**GIVEN ENTRIES**:
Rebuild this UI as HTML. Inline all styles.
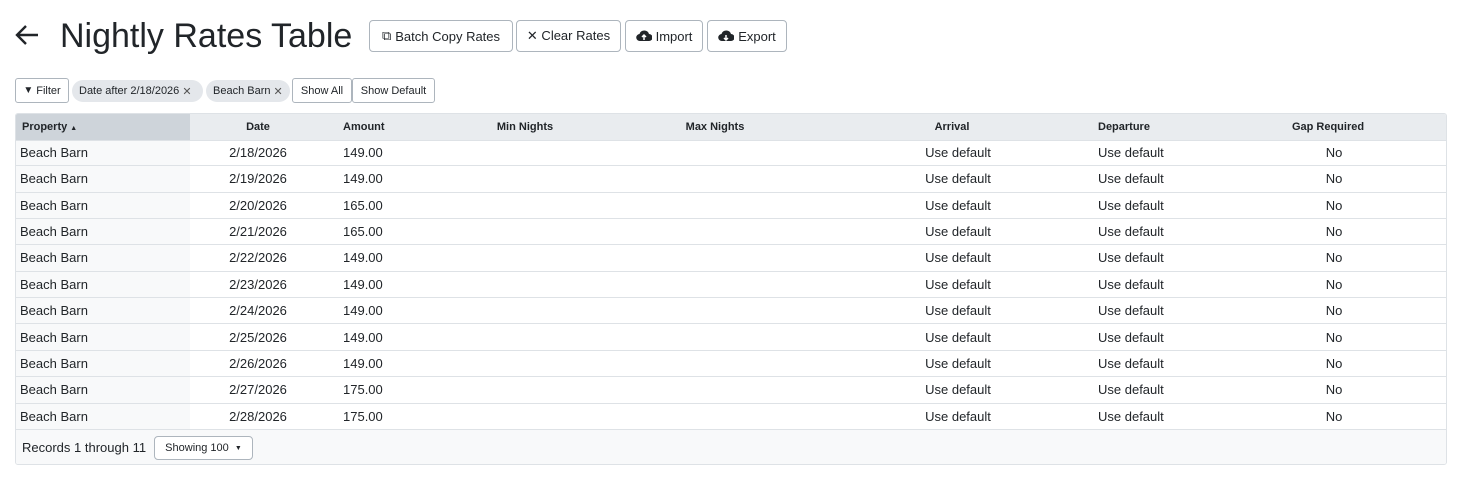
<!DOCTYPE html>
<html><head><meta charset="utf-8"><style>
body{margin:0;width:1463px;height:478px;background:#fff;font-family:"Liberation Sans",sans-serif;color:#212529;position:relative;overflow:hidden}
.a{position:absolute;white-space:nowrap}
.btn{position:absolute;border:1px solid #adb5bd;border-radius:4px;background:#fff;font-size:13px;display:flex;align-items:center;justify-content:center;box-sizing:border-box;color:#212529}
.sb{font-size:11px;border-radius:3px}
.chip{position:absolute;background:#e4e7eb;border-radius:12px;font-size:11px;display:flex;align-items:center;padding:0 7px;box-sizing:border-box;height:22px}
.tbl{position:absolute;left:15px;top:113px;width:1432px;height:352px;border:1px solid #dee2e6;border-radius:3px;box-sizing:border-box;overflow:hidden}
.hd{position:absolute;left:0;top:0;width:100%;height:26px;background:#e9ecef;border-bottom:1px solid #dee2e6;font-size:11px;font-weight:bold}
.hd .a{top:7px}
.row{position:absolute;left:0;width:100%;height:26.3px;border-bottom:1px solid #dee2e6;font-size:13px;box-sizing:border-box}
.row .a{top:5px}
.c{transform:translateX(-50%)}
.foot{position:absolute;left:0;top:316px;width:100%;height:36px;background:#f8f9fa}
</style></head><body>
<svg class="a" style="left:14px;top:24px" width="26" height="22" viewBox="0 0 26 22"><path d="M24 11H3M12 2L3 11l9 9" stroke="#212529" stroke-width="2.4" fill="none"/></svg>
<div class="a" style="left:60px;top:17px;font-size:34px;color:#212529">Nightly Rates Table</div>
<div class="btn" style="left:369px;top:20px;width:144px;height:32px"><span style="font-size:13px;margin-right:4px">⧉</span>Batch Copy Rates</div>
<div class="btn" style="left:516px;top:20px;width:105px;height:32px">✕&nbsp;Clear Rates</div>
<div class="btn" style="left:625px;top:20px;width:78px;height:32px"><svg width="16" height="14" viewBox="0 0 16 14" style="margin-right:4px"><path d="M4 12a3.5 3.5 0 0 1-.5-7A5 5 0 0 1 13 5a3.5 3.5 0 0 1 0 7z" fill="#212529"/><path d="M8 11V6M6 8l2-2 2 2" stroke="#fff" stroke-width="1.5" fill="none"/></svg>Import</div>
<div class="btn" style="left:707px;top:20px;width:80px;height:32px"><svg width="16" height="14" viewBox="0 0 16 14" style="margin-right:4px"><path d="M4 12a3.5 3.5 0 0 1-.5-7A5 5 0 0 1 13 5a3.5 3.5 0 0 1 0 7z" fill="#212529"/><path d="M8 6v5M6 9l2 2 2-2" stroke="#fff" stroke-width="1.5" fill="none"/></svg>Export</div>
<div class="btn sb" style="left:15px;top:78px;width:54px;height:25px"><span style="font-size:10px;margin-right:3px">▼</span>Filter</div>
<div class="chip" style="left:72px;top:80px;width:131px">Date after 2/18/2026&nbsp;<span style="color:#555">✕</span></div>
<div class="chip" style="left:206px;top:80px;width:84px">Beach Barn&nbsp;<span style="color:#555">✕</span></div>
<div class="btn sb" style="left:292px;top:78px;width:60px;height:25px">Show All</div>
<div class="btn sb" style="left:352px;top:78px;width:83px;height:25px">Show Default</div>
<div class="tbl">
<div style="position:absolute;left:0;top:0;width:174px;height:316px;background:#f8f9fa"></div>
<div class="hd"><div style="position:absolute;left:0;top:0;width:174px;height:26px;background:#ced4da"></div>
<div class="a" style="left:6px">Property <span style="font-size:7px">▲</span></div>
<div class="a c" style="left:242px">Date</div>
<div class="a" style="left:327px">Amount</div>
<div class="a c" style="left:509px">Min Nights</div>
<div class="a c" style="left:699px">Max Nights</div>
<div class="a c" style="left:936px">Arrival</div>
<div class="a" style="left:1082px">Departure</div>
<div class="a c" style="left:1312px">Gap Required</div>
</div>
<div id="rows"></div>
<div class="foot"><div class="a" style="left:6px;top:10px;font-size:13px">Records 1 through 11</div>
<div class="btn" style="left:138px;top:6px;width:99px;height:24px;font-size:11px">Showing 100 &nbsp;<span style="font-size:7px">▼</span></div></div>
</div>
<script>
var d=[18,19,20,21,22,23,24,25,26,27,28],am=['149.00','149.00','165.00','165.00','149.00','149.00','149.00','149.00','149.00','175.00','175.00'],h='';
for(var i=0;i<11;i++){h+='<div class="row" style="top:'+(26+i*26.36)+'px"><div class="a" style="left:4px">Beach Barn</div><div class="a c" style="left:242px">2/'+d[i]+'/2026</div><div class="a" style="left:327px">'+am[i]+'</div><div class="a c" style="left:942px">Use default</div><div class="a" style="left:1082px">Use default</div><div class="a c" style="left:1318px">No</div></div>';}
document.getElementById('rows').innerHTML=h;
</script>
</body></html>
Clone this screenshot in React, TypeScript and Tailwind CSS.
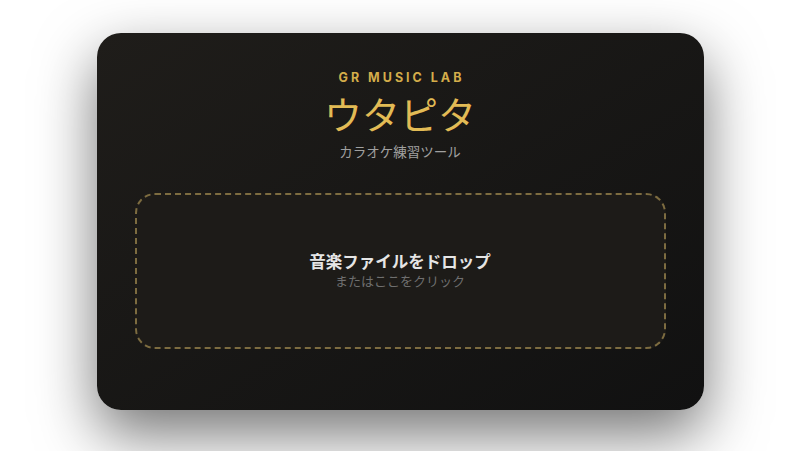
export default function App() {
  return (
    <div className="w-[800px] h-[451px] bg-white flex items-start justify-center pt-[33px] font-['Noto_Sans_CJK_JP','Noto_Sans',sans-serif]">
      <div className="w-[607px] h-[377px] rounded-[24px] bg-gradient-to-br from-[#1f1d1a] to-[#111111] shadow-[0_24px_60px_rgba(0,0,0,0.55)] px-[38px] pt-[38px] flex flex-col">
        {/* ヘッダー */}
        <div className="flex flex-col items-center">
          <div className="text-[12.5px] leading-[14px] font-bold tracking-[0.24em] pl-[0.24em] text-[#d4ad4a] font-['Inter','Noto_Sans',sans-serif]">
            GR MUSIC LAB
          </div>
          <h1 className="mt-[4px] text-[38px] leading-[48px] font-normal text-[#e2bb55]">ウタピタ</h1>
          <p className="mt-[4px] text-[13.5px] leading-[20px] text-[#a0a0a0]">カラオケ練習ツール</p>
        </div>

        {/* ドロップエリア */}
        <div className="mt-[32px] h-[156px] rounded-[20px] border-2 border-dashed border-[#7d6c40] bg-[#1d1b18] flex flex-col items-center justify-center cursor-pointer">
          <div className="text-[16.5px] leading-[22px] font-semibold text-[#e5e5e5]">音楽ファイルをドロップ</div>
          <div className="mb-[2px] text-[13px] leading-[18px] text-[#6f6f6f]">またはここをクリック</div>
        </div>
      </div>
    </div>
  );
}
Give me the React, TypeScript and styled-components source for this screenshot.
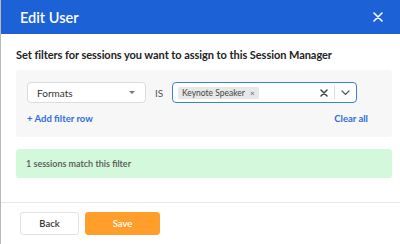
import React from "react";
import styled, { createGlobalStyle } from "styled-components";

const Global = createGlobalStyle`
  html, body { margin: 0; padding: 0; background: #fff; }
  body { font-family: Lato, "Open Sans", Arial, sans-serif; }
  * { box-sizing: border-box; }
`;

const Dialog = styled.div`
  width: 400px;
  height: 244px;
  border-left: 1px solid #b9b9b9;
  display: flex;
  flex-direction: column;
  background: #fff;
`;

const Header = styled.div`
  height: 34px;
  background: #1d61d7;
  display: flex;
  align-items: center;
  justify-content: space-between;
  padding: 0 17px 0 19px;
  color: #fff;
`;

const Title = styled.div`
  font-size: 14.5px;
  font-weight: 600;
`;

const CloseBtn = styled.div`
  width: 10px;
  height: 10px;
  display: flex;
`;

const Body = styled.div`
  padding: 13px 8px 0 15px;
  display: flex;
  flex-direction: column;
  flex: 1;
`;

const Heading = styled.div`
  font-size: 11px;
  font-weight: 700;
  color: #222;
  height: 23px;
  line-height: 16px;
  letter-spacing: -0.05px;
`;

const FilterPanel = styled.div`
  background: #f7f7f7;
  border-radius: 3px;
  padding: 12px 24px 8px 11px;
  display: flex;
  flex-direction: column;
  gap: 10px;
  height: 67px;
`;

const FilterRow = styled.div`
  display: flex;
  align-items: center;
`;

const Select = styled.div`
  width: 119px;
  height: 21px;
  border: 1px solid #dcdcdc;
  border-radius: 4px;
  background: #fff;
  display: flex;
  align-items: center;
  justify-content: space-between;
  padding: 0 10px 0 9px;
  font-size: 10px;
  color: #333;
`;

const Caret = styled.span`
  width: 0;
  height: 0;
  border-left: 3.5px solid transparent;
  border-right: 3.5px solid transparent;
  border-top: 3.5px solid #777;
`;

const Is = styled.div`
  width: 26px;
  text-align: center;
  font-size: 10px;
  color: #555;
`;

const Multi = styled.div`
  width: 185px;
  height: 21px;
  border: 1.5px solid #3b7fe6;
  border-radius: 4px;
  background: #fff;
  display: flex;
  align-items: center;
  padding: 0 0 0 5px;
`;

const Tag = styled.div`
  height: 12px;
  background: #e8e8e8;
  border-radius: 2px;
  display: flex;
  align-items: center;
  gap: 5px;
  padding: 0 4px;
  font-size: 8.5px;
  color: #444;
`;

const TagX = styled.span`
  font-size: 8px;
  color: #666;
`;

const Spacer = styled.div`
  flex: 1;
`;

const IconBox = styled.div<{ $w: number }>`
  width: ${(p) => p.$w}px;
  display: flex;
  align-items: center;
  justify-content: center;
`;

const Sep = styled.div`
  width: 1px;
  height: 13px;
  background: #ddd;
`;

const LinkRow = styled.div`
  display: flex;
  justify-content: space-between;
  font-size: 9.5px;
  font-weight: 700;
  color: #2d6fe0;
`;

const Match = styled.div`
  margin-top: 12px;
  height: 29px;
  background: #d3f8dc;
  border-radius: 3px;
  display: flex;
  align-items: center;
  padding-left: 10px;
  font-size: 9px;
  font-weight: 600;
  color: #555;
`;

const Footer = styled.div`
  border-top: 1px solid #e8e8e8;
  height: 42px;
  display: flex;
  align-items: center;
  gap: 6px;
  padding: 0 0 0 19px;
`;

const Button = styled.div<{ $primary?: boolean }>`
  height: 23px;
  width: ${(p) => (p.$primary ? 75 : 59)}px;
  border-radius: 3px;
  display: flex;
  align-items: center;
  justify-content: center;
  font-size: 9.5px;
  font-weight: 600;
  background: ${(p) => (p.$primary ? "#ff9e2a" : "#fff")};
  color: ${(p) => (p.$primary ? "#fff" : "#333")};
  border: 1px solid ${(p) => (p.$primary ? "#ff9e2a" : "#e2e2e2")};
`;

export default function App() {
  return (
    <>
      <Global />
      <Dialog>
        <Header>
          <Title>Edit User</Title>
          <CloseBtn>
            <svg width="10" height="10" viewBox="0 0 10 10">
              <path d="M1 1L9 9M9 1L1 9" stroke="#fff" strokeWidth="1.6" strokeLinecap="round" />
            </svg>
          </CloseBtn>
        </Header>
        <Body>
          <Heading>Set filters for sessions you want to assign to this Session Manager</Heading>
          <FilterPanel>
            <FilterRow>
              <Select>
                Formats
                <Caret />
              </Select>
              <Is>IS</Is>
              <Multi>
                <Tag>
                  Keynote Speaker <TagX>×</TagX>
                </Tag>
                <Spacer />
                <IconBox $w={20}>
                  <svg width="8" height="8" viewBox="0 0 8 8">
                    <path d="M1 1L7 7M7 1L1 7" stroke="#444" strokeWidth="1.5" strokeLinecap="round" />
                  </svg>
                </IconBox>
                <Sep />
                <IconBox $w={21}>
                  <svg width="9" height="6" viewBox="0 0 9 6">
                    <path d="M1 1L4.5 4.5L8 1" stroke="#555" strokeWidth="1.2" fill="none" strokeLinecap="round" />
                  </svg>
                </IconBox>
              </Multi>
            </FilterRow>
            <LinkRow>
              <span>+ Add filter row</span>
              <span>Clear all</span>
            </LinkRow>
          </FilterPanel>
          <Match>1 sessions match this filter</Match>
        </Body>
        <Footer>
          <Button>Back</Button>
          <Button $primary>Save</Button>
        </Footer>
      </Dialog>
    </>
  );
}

**BRIEF**: Filter the listing above for the string "TypeScript" and copy every matching line.

**ANSWER TO THIS EXERCISE**:
Clone this screenshot in React, TypeScript and Tailwind CSS.
Give me the React, TypeScript and styled-components source for this screenshot.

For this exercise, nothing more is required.